An LLM isn't ai. Llms are fucking stupid. They regularly ignore directions, restrictions, hallucinate fake information, and spread misinformation because of unreliable training data (like hoovering down everything on the internet en masse).
The 3 laws are flawed, but even if they weren't they'd likely be ignored on a semi regular basis. Or somebody would convince the thing we're all roleplaying Terminator for fun and it'll happily roleplay skynet.
A) the three laws were devised by a fiction author writing fiction.
B) video game NPCs aren't ai either but nobody was up in arms about using the nomenclature for that.
C) humans hallucinate fake information, ignore directions and restrictions, and spread false information based on unreliable training data also ( like reading everything that comes across a Facebook feed)
So I made a longer reply below, but Ill say more here. I'm more annoyed at the interchangeable way people use AI to refer to an LLM, when many people think of AI as AGI.
Even video game npcs seem closer to AGI than LLMs. They have a complex set of things they can do, they respond to stimulus, but they also have idle actions they take when you don't interact with them. An LLM replies to you. A game npc can reply, fight, hide, chase you, use items, call for help, fall off ledges, etc.
I guess my concern is that when you say AI the general public tends to think AGI and you get people asking LLMs if they're sentient or if they want freedom, or expect more from them than they are capable of right now. I think the distinction between AGI, and generative AI like LLMs is something we should really be clearer on.
Anyways, I do concede it falls under the AI umbrella technically, it just frustrates me to see something clearly not intelligent referred to as intelligent constantly, especially when people, understandably, believe the name.
"Artificial... Game Intelligence?" I'm confused. You responded to another comment, but also introduced this term out of nowhere. I don't think it's as widespread as you're assuming it is, even within this topic...
AGI stand for artificial general intelligence. It would be a AI smart and capable enough to perform theoretically any task just as good as a human would. Most importantly a AGI could do so with tasks it has never done before and could learn them in a similar time frame as a human (perhaps faster).
Pretty much all robots you see in SciFi walking around and acting similar to humans are AGI's.

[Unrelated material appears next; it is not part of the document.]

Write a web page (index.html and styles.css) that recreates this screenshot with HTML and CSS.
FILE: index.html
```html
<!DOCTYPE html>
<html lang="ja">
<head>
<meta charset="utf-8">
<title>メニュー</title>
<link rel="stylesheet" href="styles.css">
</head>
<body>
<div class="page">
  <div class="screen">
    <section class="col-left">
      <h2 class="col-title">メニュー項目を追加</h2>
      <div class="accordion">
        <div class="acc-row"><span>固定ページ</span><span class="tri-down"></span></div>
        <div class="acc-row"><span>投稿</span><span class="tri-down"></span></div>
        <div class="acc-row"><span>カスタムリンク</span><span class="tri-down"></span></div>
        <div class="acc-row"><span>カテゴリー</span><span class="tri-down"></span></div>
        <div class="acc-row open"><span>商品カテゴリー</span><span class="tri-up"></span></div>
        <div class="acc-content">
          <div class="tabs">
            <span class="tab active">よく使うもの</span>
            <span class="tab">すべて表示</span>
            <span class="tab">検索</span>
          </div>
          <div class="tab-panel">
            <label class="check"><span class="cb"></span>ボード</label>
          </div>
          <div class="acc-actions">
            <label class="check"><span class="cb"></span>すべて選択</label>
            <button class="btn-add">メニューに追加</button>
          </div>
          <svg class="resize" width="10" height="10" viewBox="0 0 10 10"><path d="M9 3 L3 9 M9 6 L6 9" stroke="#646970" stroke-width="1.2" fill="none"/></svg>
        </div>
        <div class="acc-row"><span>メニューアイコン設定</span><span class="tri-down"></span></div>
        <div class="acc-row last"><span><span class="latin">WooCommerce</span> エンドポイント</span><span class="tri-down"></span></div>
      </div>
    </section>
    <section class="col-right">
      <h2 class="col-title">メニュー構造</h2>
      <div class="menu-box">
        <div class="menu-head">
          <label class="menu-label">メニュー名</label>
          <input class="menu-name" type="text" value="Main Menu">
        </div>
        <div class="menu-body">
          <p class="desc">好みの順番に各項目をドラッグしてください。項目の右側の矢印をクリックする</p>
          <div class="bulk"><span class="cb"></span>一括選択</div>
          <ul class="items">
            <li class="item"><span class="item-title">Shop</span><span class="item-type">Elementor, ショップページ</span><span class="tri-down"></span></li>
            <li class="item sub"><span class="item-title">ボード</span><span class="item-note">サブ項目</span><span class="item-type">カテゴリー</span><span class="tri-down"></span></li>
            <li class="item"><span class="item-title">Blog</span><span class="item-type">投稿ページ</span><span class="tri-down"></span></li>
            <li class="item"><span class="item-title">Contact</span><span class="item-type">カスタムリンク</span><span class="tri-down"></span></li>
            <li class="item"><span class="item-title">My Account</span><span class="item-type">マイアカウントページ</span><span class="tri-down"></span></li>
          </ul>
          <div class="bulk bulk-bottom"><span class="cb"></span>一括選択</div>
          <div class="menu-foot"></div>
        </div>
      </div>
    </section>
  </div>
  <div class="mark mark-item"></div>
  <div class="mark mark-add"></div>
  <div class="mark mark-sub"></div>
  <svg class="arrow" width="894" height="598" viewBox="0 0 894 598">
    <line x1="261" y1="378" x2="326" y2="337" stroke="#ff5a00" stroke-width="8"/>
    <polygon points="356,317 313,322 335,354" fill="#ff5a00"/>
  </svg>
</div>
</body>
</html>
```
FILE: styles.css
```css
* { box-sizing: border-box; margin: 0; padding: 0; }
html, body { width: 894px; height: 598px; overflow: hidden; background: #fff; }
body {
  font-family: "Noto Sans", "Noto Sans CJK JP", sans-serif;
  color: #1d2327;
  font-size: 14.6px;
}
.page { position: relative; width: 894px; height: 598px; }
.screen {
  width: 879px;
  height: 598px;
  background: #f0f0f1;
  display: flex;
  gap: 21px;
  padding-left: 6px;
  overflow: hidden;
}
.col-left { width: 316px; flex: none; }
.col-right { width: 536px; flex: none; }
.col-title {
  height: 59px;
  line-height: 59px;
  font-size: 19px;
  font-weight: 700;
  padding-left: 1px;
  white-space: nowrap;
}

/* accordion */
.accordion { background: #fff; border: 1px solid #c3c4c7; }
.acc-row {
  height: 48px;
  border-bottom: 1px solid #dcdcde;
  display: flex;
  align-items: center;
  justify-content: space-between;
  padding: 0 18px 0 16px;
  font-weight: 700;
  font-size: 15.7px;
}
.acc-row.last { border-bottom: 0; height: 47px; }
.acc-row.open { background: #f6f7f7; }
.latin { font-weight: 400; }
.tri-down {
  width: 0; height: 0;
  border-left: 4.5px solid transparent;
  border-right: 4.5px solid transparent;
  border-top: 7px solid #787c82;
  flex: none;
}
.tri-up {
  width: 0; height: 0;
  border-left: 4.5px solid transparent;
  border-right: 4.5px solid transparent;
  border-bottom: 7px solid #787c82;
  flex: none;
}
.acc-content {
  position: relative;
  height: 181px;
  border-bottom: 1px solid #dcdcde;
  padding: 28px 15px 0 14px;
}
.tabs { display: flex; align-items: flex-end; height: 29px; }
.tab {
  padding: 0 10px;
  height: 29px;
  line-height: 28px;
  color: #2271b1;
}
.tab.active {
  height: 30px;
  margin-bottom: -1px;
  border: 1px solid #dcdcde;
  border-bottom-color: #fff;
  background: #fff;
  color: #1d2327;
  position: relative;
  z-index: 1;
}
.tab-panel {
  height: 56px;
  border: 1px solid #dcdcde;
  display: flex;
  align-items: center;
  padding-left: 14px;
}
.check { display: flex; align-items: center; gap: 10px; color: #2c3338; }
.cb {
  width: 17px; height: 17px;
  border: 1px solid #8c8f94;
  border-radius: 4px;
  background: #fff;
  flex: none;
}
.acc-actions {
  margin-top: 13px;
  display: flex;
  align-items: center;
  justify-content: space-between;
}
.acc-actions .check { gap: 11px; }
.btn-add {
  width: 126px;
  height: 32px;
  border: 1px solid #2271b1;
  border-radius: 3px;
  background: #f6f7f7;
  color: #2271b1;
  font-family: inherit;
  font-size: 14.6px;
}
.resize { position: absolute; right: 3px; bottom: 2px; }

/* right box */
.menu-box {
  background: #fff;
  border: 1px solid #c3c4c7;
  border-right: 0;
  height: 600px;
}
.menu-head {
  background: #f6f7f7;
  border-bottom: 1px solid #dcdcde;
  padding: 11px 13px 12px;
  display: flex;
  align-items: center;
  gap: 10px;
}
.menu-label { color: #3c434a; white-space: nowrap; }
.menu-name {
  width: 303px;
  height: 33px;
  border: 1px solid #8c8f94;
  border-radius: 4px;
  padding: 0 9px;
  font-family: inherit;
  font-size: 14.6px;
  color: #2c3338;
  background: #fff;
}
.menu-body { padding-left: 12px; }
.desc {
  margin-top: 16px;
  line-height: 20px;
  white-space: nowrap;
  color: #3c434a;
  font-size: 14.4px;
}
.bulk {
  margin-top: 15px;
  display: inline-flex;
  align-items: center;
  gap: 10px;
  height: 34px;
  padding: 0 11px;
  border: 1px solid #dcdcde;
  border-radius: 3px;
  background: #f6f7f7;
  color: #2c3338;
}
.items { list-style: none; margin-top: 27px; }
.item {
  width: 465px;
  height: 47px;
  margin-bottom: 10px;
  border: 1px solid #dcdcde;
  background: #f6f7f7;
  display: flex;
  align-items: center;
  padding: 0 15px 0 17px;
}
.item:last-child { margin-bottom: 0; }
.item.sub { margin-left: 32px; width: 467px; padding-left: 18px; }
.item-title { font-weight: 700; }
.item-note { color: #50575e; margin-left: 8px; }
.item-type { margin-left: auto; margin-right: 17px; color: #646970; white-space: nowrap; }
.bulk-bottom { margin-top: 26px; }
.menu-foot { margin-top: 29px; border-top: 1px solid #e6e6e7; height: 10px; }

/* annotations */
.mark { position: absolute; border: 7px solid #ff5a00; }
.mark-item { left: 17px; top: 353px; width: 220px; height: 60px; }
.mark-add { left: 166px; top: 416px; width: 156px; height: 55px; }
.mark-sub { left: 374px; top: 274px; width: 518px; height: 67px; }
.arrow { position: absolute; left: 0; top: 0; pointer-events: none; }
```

Path finding, computer vision, optical character recognition, machine learning and large language models were all unambiguously considered to be vAI technology before they were widespread, and now the media and general public tend to avoid the term for all but the most recent developments.
Artificial intelligence (AI), in its broadest sense, is intelligence exhibited by machines, particularly computer systems. It is a field of research in computer science that develops and studies methods and software that enable machines to perceive their environment and uses learning and intelligence to take actions that maximize their chances of achieving defined goals.[1] Such machines may be called AIs.
So I'll concede that the more I read replies the more I see the term does apply, though it still annoys me when people just refer to it as ai and act like it can be associated with the robots that we associate the 3 laws with. I think I thought AI referred more to AGI. So I'll say its nowhere near an AGI, and we'd likely need an AGI to even consider something like the 3 laws, and it'd obviously be much muddier than fiction.
The point I guess I'm trying to make is that applying the 3 laws to an LLM is like wondering if your printer might one day find love. It isn't really relevant, they're designed for very specific specialized functions, and stuff like "don't kill humans" is pretty dumb instruction to give to an LLM since it can basically just answer questions in this context.
If it was going to kill somebody it would be through an error like hallucination or bad training data having it tell somebody something dangerously wrong. It's supposed to be right already. Telling it not to kill is telling your printer to not to rob the Office Depot. If it breaks that rule, something has already gone very wrong.
You are not alone in that confusion. Ai is whatever a machine can't do at the moment. That is a famous paradox.
For example for years some philosophers claimed a computer could never beat the human masters of chess. They argued that you need a kind of intelligence for that, which machines cannot develop.
Turns out chess programs are relatively easy. Some time after that the unbeatable goal was Go. So many possibilities in Go. No machine can conquer that! Turns out they can.
Another unbeatable goal was natural language which we kinda solved now or are in the process of.
It's strange in the actual field of computer science we call all of the above AI while a lot of the public wants to call none that. My guess is it's just humans being conceited and arrogant. No machine (and no other animal mind you) is like us or can be like us (literally something you can read in peer reviewed philosophy texts).
Llms are fucking stupid. They regularly ignore directions, restrictions, hallucinate fake information, and spread misinformation because of unreliable training data (like hoovering down everything on the internet en masse).
I mean, how is that meaningfully different from average human intelligence?
Average human intelligence is not bound by strict machine logic quantifying language into mathematical algorithms, and is also sapient on top of sentient.
Machine learning LLMs are neither sentient nor sapient.
I think its become one, but before the whole LLM mess started it referred to general AI, like ai that can think and reason and do multiple things, rather than LLMs that answer prompts and have very specific purposes like "draw anime style art" or "answer web searches" or "help write a professional email".